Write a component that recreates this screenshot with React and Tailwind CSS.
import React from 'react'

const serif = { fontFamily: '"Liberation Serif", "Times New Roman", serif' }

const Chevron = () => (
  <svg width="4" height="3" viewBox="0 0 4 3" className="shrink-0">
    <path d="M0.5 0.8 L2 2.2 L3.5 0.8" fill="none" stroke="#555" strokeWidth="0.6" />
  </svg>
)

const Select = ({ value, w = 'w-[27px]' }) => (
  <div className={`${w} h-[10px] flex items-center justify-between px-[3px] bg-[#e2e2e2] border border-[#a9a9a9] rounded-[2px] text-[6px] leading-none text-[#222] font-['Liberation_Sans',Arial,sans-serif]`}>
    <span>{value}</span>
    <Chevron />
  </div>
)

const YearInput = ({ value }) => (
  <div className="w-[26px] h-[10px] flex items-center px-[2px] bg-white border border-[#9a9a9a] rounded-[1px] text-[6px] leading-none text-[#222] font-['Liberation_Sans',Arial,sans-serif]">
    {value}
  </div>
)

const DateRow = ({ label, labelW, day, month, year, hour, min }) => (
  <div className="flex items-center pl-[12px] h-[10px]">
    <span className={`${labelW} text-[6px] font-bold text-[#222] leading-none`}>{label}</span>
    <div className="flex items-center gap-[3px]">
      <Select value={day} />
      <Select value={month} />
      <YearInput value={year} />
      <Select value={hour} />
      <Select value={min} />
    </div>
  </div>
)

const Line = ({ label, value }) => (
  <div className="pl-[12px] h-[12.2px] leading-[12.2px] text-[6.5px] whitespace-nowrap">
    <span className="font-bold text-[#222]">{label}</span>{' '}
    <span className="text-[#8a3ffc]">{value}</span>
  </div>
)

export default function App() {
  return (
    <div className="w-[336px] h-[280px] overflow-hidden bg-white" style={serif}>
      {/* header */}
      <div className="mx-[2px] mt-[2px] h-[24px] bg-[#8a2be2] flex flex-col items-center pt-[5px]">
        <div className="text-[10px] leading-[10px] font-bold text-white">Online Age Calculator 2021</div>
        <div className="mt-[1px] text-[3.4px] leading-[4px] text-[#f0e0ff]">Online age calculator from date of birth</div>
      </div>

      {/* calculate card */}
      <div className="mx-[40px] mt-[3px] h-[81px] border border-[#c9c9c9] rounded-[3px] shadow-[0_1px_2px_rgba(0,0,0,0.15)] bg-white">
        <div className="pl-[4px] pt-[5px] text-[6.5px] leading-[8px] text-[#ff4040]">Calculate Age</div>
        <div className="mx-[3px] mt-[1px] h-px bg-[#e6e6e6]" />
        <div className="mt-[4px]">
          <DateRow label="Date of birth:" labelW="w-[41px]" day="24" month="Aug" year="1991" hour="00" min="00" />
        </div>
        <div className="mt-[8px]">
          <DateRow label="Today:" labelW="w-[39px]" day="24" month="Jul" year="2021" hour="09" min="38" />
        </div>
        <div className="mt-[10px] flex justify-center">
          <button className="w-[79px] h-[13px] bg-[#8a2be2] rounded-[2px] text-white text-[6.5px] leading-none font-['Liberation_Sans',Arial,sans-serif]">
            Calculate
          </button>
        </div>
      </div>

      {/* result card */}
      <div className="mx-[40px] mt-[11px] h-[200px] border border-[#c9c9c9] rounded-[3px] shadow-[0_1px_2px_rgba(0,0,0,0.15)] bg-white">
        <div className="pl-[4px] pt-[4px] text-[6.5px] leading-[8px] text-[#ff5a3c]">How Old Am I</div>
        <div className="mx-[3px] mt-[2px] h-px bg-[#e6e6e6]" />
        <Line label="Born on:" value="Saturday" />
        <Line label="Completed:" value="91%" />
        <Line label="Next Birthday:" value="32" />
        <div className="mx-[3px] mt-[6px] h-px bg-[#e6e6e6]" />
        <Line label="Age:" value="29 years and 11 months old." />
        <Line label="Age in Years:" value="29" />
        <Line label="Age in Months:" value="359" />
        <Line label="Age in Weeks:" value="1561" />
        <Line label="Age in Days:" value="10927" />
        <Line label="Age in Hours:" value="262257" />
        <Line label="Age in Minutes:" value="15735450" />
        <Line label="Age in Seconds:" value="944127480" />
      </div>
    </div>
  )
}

Direction: Identify the lines above that contain the word "React", then copy them.

Output for this task:
Write a component that recreates this screenshot with React and Tailwind CSS.
import React from 'react'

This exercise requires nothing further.